Dataset section:
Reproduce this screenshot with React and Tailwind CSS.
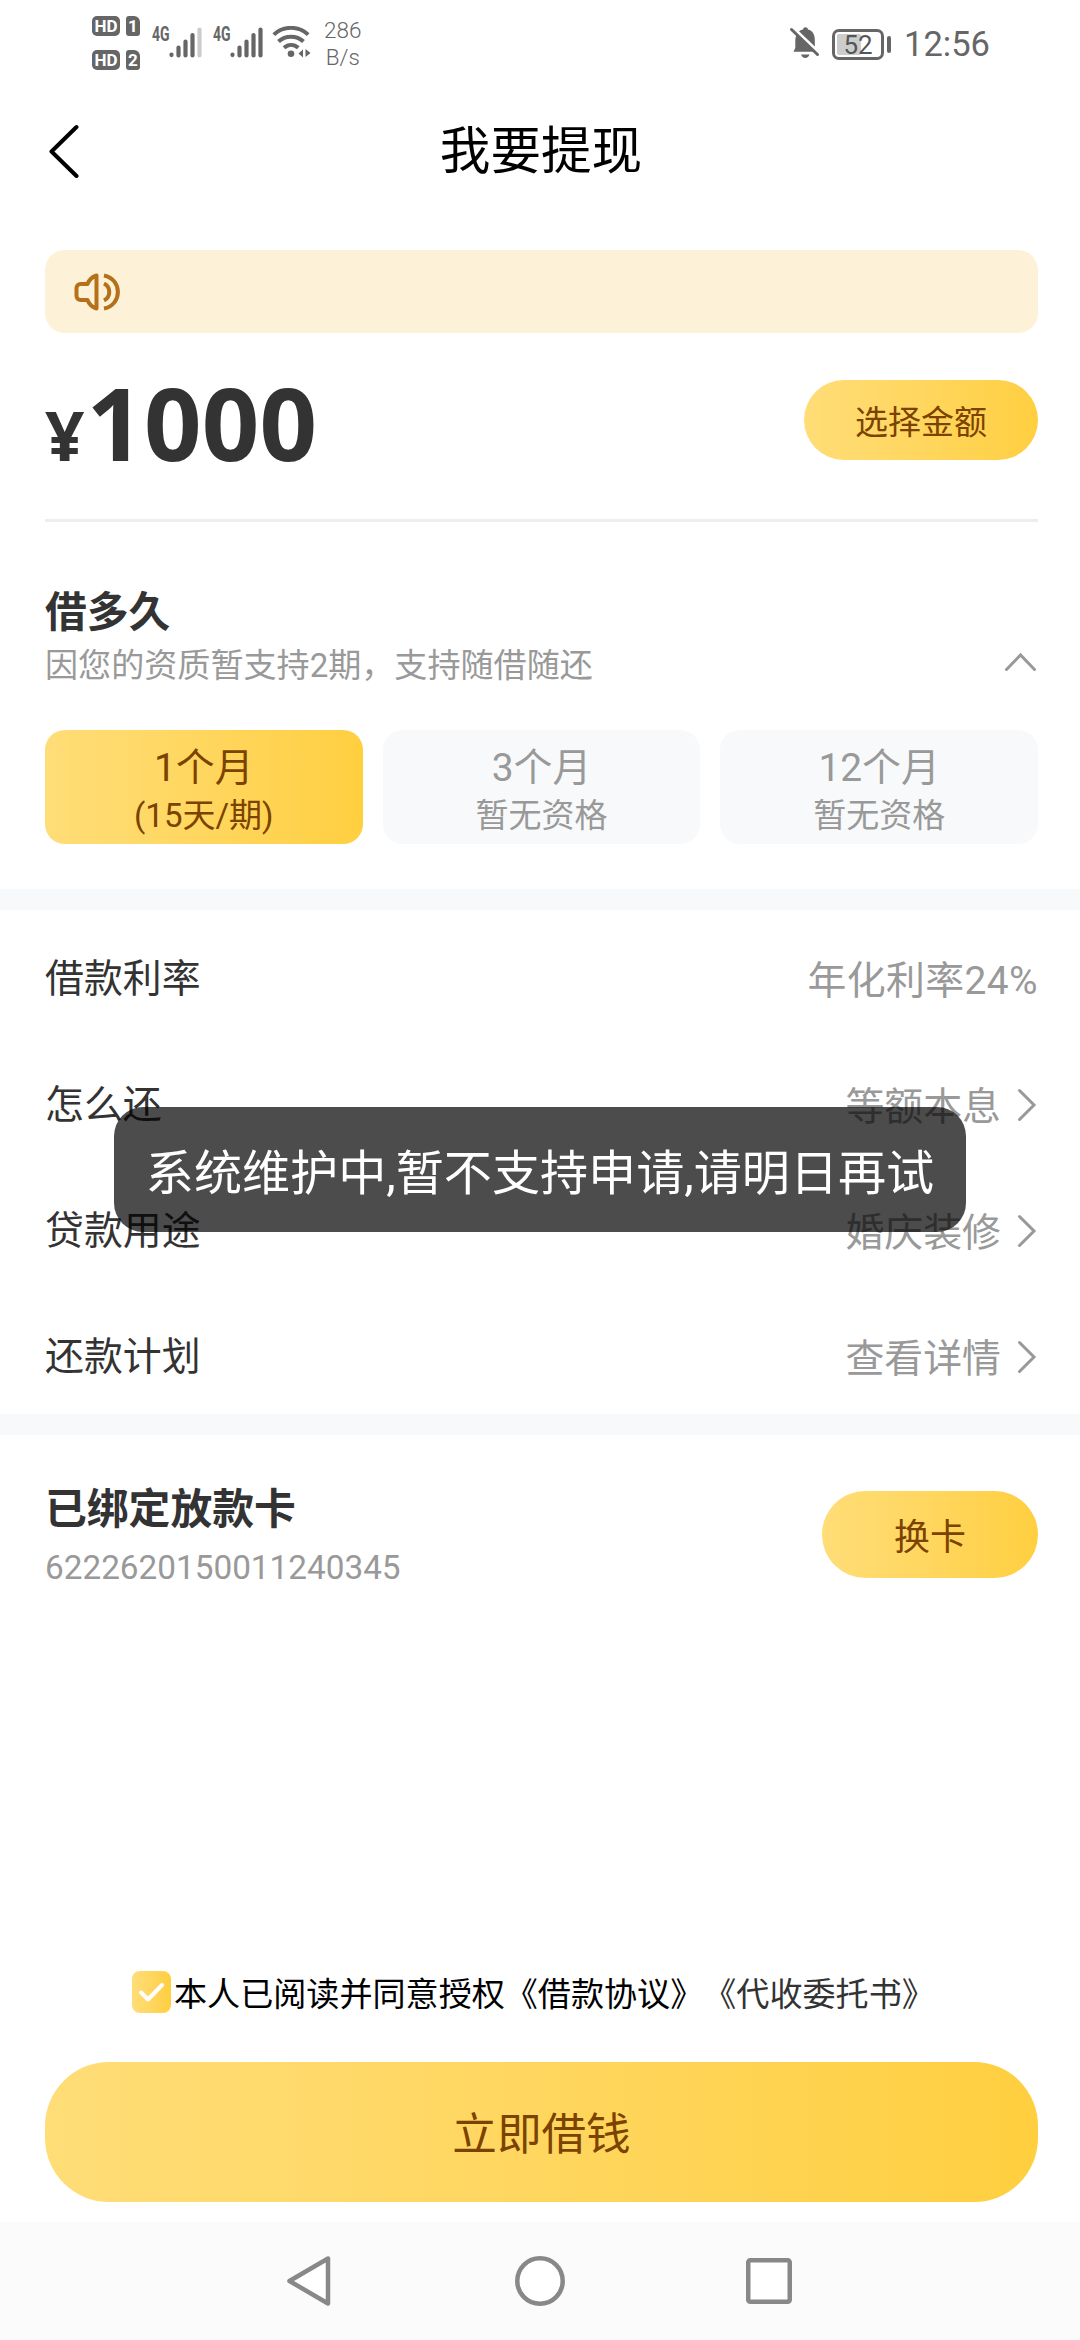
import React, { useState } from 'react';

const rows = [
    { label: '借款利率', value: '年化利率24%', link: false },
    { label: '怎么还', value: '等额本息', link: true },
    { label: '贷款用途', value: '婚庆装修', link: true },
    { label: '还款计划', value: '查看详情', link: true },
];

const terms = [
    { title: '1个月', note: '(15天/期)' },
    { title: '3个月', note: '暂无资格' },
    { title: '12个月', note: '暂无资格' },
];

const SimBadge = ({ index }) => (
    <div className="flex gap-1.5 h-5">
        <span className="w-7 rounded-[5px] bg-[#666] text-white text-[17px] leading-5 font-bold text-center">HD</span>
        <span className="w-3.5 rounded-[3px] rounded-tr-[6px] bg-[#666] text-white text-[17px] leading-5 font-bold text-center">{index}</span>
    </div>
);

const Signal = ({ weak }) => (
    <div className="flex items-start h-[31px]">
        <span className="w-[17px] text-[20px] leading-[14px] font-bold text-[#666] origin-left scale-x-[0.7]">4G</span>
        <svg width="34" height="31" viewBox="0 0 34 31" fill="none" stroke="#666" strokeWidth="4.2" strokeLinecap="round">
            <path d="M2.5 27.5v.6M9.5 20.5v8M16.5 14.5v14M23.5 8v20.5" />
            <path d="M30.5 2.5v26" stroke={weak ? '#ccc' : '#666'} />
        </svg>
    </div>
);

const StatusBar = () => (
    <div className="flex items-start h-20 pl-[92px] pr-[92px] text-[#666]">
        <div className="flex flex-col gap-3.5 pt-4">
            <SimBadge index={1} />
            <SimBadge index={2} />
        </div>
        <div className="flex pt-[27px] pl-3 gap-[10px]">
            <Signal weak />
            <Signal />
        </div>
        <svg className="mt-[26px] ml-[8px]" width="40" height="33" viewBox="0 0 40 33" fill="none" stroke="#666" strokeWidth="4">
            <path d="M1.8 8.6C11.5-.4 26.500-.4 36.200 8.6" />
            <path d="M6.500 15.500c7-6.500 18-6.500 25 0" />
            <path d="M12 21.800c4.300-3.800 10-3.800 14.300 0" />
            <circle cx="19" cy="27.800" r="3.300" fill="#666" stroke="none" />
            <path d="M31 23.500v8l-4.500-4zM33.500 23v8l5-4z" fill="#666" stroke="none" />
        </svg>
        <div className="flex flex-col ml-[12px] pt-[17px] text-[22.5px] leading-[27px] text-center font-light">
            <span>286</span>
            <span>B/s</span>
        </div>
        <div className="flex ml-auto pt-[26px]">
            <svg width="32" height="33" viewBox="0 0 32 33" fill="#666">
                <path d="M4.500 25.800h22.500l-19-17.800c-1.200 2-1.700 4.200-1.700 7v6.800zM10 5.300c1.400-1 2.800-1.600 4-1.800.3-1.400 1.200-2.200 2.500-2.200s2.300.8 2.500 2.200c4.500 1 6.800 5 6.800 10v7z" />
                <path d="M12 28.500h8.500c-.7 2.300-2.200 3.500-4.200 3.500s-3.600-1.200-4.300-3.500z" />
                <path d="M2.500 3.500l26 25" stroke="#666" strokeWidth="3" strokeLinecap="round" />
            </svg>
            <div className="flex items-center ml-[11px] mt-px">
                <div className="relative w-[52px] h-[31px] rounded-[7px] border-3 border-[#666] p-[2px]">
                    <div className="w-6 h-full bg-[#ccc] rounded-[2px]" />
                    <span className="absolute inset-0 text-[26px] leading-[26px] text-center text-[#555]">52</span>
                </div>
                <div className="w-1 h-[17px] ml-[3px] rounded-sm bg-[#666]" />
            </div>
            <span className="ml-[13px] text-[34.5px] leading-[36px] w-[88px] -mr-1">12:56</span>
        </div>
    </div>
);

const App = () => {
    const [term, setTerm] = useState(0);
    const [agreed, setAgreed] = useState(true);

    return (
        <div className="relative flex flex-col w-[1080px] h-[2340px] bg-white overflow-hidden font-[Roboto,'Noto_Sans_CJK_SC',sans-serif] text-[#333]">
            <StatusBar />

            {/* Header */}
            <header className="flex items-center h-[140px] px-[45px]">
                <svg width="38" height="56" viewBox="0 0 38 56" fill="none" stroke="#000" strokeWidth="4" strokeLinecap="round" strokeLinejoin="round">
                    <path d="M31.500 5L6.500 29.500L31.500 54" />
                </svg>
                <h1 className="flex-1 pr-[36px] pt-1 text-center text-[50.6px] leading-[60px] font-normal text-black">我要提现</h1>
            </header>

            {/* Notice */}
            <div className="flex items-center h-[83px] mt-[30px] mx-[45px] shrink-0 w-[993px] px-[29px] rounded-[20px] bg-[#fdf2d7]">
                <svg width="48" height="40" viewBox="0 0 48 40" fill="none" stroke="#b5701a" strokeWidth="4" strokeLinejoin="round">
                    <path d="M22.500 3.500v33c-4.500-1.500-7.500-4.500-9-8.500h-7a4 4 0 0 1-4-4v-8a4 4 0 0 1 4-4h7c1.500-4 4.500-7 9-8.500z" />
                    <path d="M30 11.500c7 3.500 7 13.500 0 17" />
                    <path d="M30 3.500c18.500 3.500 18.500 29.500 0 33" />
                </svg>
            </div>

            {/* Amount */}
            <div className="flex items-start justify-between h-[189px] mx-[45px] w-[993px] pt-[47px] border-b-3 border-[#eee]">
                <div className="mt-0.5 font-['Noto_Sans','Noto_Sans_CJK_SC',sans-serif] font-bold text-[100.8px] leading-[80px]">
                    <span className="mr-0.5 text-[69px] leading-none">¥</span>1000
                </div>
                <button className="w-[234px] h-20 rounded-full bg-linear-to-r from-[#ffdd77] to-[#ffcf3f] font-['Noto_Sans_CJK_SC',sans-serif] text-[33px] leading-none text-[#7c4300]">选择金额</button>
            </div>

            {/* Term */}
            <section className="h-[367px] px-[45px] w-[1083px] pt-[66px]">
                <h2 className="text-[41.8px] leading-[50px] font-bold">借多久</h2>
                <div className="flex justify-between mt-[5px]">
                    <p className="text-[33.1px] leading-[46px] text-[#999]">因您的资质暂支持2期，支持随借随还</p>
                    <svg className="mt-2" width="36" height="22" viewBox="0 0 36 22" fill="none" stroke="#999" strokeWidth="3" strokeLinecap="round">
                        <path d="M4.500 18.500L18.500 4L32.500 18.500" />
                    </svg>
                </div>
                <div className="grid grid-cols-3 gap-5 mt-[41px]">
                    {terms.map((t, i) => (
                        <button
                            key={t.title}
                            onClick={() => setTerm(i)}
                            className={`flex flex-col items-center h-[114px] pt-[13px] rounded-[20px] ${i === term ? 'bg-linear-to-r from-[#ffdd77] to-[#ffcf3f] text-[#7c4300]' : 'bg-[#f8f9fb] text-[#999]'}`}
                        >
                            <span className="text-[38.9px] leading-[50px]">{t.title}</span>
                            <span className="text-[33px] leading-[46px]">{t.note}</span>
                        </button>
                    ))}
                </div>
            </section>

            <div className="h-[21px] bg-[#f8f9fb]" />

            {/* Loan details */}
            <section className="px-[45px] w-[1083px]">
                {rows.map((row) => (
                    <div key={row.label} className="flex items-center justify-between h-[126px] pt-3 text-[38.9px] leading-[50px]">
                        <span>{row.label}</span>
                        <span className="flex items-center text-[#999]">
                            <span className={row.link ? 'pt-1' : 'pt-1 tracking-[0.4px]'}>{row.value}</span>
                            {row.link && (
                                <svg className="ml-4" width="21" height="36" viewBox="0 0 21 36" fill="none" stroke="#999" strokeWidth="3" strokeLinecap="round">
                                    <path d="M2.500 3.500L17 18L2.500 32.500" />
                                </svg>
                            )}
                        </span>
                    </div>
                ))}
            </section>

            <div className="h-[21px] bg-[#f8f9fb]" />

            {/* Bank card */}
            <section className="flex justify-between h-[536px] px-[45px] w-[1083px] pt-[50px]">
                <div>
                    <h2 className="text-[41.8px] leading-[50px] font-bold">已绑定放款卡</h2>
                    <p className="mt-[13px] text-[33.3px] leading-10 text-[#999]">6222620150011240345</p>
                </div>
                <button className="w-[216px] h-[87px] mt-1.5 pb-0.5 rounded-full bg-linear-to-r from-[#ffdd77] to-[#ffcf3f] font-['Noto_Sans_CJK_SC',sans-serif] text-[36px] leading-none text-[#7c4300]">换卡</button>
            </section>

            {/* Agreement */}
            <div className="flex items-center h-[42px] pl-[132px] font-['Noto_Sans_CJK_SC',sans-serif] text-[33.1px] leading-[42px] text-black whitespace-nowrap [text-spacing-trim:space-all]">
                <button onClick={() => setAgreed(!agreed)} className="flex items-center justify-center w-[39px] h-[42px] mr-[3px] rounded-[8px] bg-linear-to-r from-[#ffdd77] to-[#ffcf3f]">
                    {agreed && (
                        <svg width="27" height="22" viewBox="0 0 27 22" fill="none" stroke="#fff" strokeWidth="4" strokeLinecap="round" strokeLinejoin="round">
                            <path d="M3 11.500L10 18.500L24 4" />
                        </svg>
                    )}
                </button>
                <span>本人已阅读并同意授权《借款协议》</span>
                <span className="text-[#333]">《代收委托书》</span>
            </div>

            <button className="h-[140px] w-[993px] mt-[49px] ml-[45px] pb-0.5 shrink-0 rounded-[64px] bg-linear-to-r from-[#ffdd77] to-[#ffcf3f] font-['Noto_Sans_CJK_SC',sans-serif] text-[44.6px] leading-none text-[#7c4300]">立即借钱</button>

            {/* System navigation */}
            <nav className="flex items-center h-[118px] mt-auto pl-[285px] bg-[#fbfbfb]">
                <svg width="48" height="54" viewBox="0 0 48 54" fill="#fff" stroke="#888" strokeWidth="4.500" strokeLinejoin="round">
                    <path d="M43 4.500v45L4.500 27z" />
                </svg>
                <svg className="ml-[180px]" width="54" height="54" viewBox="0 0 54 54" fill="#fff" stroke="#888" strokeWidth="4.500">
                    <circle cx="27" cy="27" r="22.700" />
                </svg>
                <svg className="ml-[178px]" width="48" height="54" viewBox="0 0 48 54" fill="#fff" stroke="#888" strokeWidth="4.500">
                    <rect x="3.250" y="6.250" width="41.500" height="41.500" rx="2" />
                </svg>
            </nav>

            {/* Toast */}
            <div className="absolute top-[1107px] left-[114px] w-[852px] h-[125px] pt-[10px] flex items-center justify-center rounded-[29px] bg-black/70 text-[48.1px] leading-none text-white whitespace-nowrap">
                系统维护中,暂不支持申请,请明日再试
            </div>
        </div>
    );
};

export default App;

Aim: Pick out each line that holds the string "React".

The result:
Reproduce this screenshot with React and Tailwind CSS.
import React, { useState } from 'react';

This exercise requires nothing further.